Your goal:
Extract every line that contains the string "with".

** START **

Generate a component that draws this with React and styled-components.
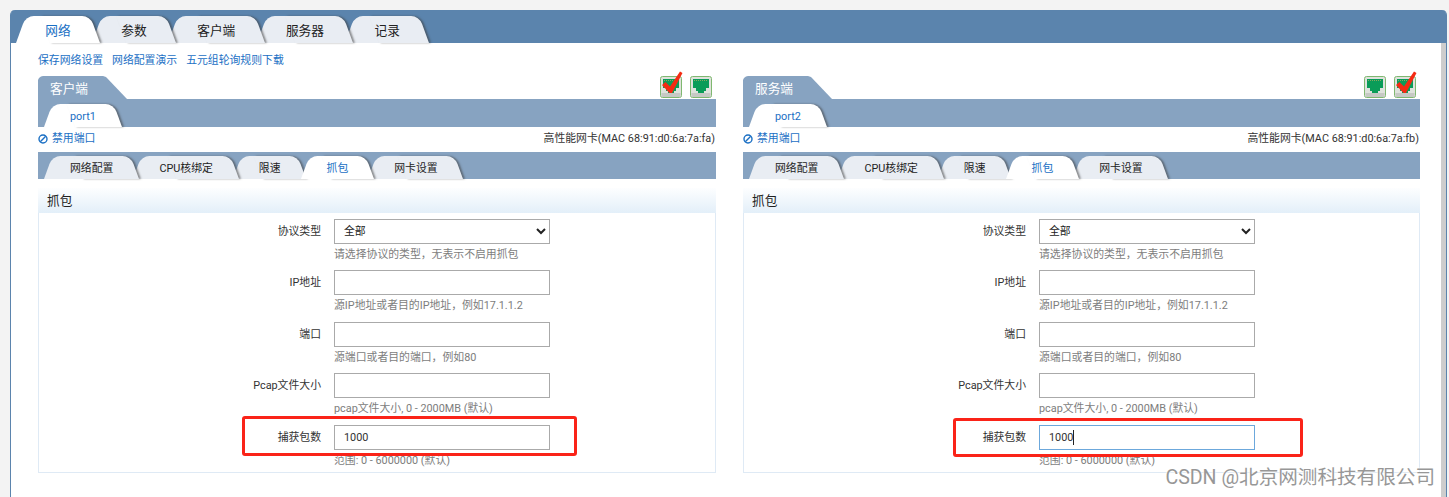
import React from "react";
import styled, { createGlobalStyle } from "styled-components";

const Global = createGlobalStyle`
  html, body { margin: 0; padding: 0; height: 497px; overflow: hidden; background: #f3f3f3; }
  body { font-family: Roboto, "Noto Sans CJK SC", sans-serif; font-size: 10.85px; color: #333; }
  #root { height: 497px; }
`;

const Page = styled.div`
  position: relative;
  height: 497px;
  padding: 10px 2px 0 10px;
  box-sizing: border-box;
  overflow: hidden;
`;
const Card = styled.div`
  display: flex;
  flex-direction: column;
  height: 487px;
  background: #fff;
  border-left: 1px solid #5b84ad;
  border-right: 1px solid #5b84ad;
  border-radius: 5px 5px 0 0;
`;
const MainStrip = styled.div`
  display: flex;
  flex: none;
  align-items: flex-end;
  height: 33px;
  padding-left: 5px;
  background: #5b84ad;
  border-radius: 4px 4px 0 0;
`;
const Body = styled.div`
  display: flex;
  flex: 1;
  min-height: 0;
`;
const ScrollThumb = styled.div`
  width: 5px;
  flex: none;
  background: #cdcdcd;
`;
const Tab = styled.div`
  position: relative;
  height: ${(p) => p.$h}px;
  line-height: ${(p) => p.$h + 2}px;
  padding: 0 ${(p) => p.$pad}px;
  font-size: ${(p) => p.$fs}px;
  color: ${(p) => (p.$active ? "#1a6fc4" : "#222")};
  white-space: nowrap;
  flex: none;
  z-index: ${(p) => (p.$active ? 20 : p.$z)};
  &:not(:first-child) { margin-left: ${(p) => p.$overlap}px; }
  &::before, &::after {
    content: "";
    position: absolute;
    top: 0;
    bottom: 0;
    width: 60%;
    background: ${(p) => (p.$active ? "#fff" : "#e9edf3")};
    transform-origin: bottom;
    z-index: -1;
  }
  &::before {
    left: 0;
    transform: skewX(-20deg);
    border-top-left-radius: 8px;
  }
  &::after {
    right: 0;
    transform: skewX(20deg);
    border-top-right-radius: 8px;
    box-shadow: 2px 0 2px rgba(60, 60, 60, 0.55);
  }
`;
const Content = styled.div`
  flex: 1;
  min-width: 0;
  padding: 0 21px 0 27px;
`;
const LinkRow = styled.div`
  display: flex;
  gap: 9px;
  height: 33px;
  line-height: 35px;
`;
const Link = styled.span`
  color: #1a6fc4;
`;
const Panels = styled.div`
  display: grid;
  grid-template-columns: 678px 677px;
  column-gap: 27px;
`;
const Panel = styled.div`
  min-width: 0;
`;
const PanelTop = styled.div`
  display: flex;
  justify-content: space-between;
  height: 23px;
`;
const PanelTitle = styled.div`
  width: 89px;
  height: 23px;
  box-sizing: border-box;
  padding-left: 12px;
  line-height: 26px;
  font-size: 12.7px;
  color: #fff;
  background: #87a3c1;
  clip-path: polygon(0 4px, 1px 2px, 3px 0.5px, 5px 0, 65px 0, 68px 1px, 89px 23px, 0 23px);
`;
const IconGroup = styled.div`
  display: flex;
  gap: 8px;
  padding-right: 4px;
`;
const PortBar = styled.div`
  display: flex;
  align-items: flex-end;
  height: 28px;
  padding-left: 6px;
  background: #87a3c1;
`;
const InfoRow = styled.div`
  display: flex;
  justify-content: space-between;
  align-items: flex-start;
  height: 25px;
  padding-top: 4px;
  box-sizing: border-box;
  line-height: 16px;
`;
const Disable = styled.span`
  display: flex;
  align-items: center;
  gap: 4px;
  color: #1a6fc4;
`;
const Mac = styled.span`
  color: #333;
  padding-right: 1px;
`;
const SubBar = styled.div`
  display: flex;
  align-items: flex-end;
  height: 27px;
  padding-left: 6px;
  background: #87a3c1;
`;
const Section = styled.div`
  margin-top: 9px;
  height: 285px;
  box-sizing: border-box;
  border: 1px solid #dfeaf5;
  border-top: none;
`;
const SectionHead = styled.div`
  height: 25px;
  margin: 0 -1px;
  padding-left: 9px;
  line-height: 26px;
  font-size: 12.7px;
  color: #222;
  background: linear-gradient(#fdfeff, #e3eff9);
`;
const Form = styled.div`
  padding-top: 5.5px;
`;
const Row = styled.div`
  display: grid;
  grid-template-columns: 282px 216px;
  column-gap: 13px;
  height: 51.5px;
`;
const Label = styled.div`
  text-align: right;
  line-height: 26px;
  color: #333;
`;
const Field = styled.div`
  position: relative;
  min-width: 0;
`;
const Input = styled.input`
  display: block;
  width: 216px;
  height: 25px;
  box-sizing: border-box;
  padding: 1px 9px 0;
  border: 1px solid ${(p) => (p.$focus ? "#6ca8dc" : "#aaa")};
  border-radius: 0;
  outline: none;
  background: #fff;
  font: 10.85px Roboto, "Noto Sans CJK SC", sans-serif;
  color: #333;
`;
const Caret = styled.i`
  position: absolute;
  left: 34px;
  top: 5px;
  width: 1px;
  height: 15px;
  background: #222;
`;
const Select = styled.select`
  display: block;
  width: 216px;
  height: 25px;
  box-sizing: border-box;
  padding: 0 5px;
  border: 1px solid #aaa;
  border-radius: 0;
  outline: none;
  background: #fff;
  font: 10.85px Roboto, "Noto Sans CJK SC", sans-serif;
  color: #222;
`;
const Hint = styled.div`
  line-height: 21px;
  white-space: nowrap;
  color: #7d7d7d;
`;
const RedBox = styled.div`
  position: absolute;
  left: ${(p) => p.$x}px;
  top: ${(p) => p.$y}px;
  width: ${(p) => p.$w}px;
  height: ${(p) => p.$h}px;
  box-sizing: border-box;
  border: 3px solid #fa2318;
  border-radius: 3px;
  pointer-events: none;
`;
const Watermark = styled.div`
  position: absolute;
  right: 14px;
  top: 466px;
  font-size: 19.6px;
  line-height: 24px;
  white-space: nowrap;
  color: #979797;
  text-shadow: 0 0 2px #fff, 0 0 2px #fff;
`;
const IconSvg = styled.svg`
  display: block;
  overflow: visible;
`;

const PortIcon = ({ checked }) => (
  <IconSvg width="22" height="22" viewBox="0 0 22 22">
    <rect x="0.5" y="0.5" width="21" height="21" rx="2" fill="#dfe2dc" stroke="#7fb870" />
    <rect x="1.5" y="17" width="19" height="4" fill="#c6c9c4" />
    <path d="M3 3h16v9h-3v3h-2v2H8v-2H6v-3H3z" fill="#0a9c58" />
    <path d="M4 4.5h14" stroke="#8aa85e" strokeWidth="1.2" strokeDasharray="1 1" />
    {checked && (
      <path d="M2 9L5.5 6 10 10.5 20 -4.5 22.5 -3 12 17 9.5 17z" fill="#f42a12" />
    )}
  </IconSvg>
);
const BanIcon = () => (
  <svg width="10" height="10" viewBox="0 0 10 10">
    <circle cx="5" cy="5" r="4" fill="none" stroke="#1a6fc4" strokeWidth="1.4" />
    <path d="M2.3 7.7L7.7 2.3" stroke="#1a6fc4" strokeWidth="1.4" />
  </svg>
);

const mainTabs = ["网络", "参数", "客户端", "服务器", "记录"];
const subTabs = ["网络配置", "CPU核绑定", "限速", "抓包", "网卡设置"];
const formRows = [
  { label: "协议类型", hint: "请选择协议的类型，无表示不启用抓包", select: true },
  { label: "IP地址", hint: "源IP地址或者目的IP地址，例如17.1.1.2" },
  { label: "端口", hint: "源端口或者目的端口，例如80" },
  { label: "Pcap文件大小", hint: "pcap文件大小, 0 - 2000MB (默认)" },
  { label: "捕获包数", hint: "范围: 0 - 6000000 (默认)", value: "1000" },
];

const PortPanel = ({ title, port, mac, iconsChecked, focus }) => (
  <Panel>
    <PanelTop>
      <PanelTitle>{title}</PanelTitle>
      <IconGroup>
        {iconsChecked.map((c, i) => (
          <PortIcon key={i} checked={c} />
        ))}
      </IconGroup>
    </PanelTop>
    <PortBar>
      <Tab $active $h={23} $pad={26} $fs={10.85} $z={1}>{port}</Tab>
    </PortBar>
    <InfoRow>
      <Disable><BanIcon />禁用端口</Disable>
      <Mac>高性能网卡(MAC {mac})</Mac>
    </InfoRow>
    <SubBar>
      {subTabs.map((t, i) => (
        <Tab key={t} $active={t === "抓包"} $h={23} $pad={26} $fs={10.85} $overlap={-6} $z={10 - i}>{t}</Tab>
      ))}
    </SubBar>
    <Section>
      <SectionHead>抓包</SectionHead>
      <Form>
        {formRows.map((r) => (
          <Row key={r.label}>
            <Label>{r.label}</Label>
            <Field>
              {r.select ? (
                <Select defaultValue="全部"><option>全部</option></Select>
              ) : (
                <Input readOnly value={r.value || ""} $focus={focus && !!r.value} />
              )}
              {focus && r.value && <Caret />}
              <Hint>{r.hint}</Hint>
            </Field>
          </Row>
        ))}
      </Form>
    </Section>
  </Panel>
);

export default function App() {
  return (
    <>
      <Global />
      <Page>
        <Card>
          <MainStrip>
            {mainTabs.map((t, i) => (
              <Tab key={t} $active={i === 0} $h={27} $pad={29.3} $fs={12.7} $overlap={-8} $z={10 - i}>{t}</Tab>
            ))}
          </MainStrip>
          <Body>
            <Content>
              <LinkRow>
                <Link>保存网络设置</Link>
                <Link>网络配置演示</Link>
                <Link>五元组轮询规则下载</Link>
              </LinkRow>
              <Panels>
                <PortPanel title="客户端" port="port1" mac="68:91:d0:6a:7a:fa" iconsChecked={[true, false]} />
                <PortPanel title="服务端" port="port2" mac="68:91:d0:6a:7a:fb" iconsChecked={[false, true]} focus />
              </Panels>
            </Content>
            <ScrollThumb />
          </Body>
        </Card>
        <RedBox $x={241.5} $y={416} $w={335} $h={40} />
        <RedBox $x={953} $y={418} $w={350} $h={39} />
        <Watermark>CSDN @北京网测科技有限公司</Watermark>
      </Page>
    </>
  );
}
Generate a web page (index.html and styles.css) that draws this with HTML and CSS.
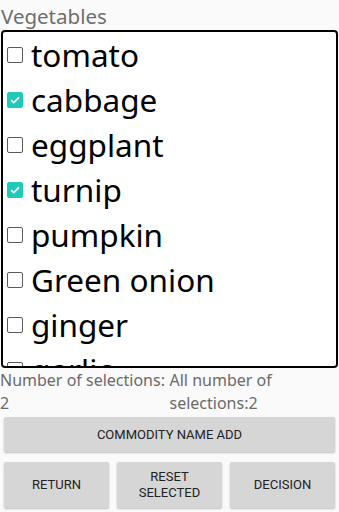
FILE: index.html
```html
<!DOCTYPE html>
<html>
<head>
<meta charset="utf-8">
<link rel="stylesheet" href="styles.css">
</head>
<body>
<div class="screen">
  <div class="title">Vegetables</div>
  <div class="list">
    <div class="row"><span class="cb"></span><span class="label">tomato</span></div>
    <div class="row"><span class="cb on"><svg viewBox="0 0 16 16"><path d="M3.5 8.2 L6.6 11 L12.5 5" fill="none" stroke="#fff" stroke-width="2"/></svg></span><span class="label">cabbage</span></div>
    <div class="row"><span class="cb"></span><span class="label">eggplant</span></div>
    <div class="row"><span class="cb on"><svg viewBox="0 0 16 16"><path d="M3.5 8.2 L6.6 11 L12.5 5" fill="none" stroke="#fff" stroke-width="2"/></svg></span><span class="label">turnip</span></div>
    <div class="row"><span class="cb"></span><span class="label">pumpkin</span></div>
    <div class="row"><span class="cb"></span><span class="label">Green onion</span></div>
    <div class="row"><span class="cb"></span><span class="label">ginger</span></div>
    <div class="row"><span class="cb"></span><span class="label">garlic</span></div>
  </div>
  <div class="counts">
    <div class="count">Number of selections: 2</div>
    <div class="count">All number of selections:2</div>
  </div>
  <div class="btn wide">COMMODITY NAME ADD</div>
  <div class="btnrow">
    <div class="btn">RETURN</div>
    <div class="btn">RESET<br>SELECTED</div>
    <div class="btn">DECISION</div>
  </div>
</div>
</body>
</html>
```
FILE: styles.css
```css
html, body {
  margin: 0;
  padding: 0;
  background: #fafafa;
}
.screen {
  width: 339px;
  height: 512px;
  overflow: hidden;
  font-family: "Noto Sans", "Open Sans", sans-serif;
  display: flex;
  flex-direction: column;
}
.title {
  height: 30px;
  font-size: 20.5px;
  line-height: 20px;
  padding-top: 6px;
  padding-left: 1px;
  box-sizing: border-box;
  color: #6e6e6e;
  overflow: hidden;
  flex-shrink: 0;
}
.list {
  margin: 0 1px 0 1px;
  height: 338px;
  box-sizing: border-box;
  border: 2.5px solid #000;
  border-radius: 4px;
  background: #fff;
  overflow: hidden;
  flex-shrink: 0;
}
.row {
  height: 45px;
  display: flex;
  align-items: center;
}
.cb {
  width: 16px;
  height: 16px;
  box-sizing: border-box;
  border: 1.5px solid #5a5a5a;
  border-radius: 2px;
  margin-left: 4px;
  margin-right: 8px;
  flex-shrink: 0;
  display: flex;
}
.cb.on {
  background: #1fcab8;
  border-color: #1fcab8;
}
.cb svg {
  width: 100%;
  height: 100%;
}
.label {
  font-size: 31.5px;
  line-height: 40px;
  color: #000;
  white-space: nowrap;
}
.counts {
  display: flex;
  height: 49px;
  font-size: 16px;
  line-height: 23px;
  color: #6a6a6a;
  flex-shrink: 0;
}
.count {
  width: 169.5px;
  padding-top: 1px;
}
.btn {
  background: #d6d6d6;
  border-radius: 2px;
  box-shadow: 0 1px 2px rgba(0,0,0,0.25);
  font-family: Roboto, "Noto Sans", sans-serif;
  font-size: 13px;
  line-height: 16px;
  color: #222;
  display: flex;
  align-items: center;
  justify-content: center;
  text-align: center;
}
.wide {
  margin: 0 4px;
  height: 35px;
  flex-shrink: 0;
}
.btnrow {
  margin: 10px 4px 0 4px;
  display: flex;
  gap: 8px;
  height: 46px;
  flex-shrink: 0;
}
.btnrow .btn {
  flex: 1;
}
```
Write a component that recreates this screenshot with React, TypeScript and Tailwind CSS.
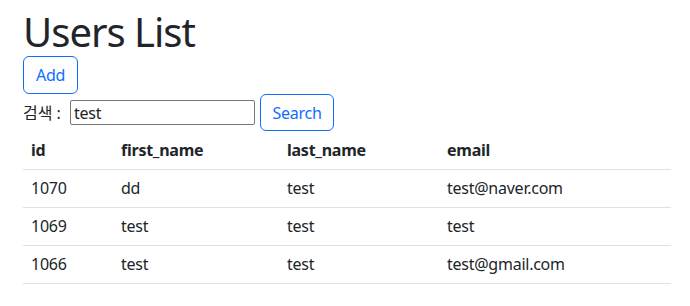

** END **

The result:
Generate a component that draws this with React and styled-components.
Generate a web page (index.html and styles.css) that draws this with HTML and CSS.
Write a component that recreates this screenshot with React, TypeScript and Tailwind CSS.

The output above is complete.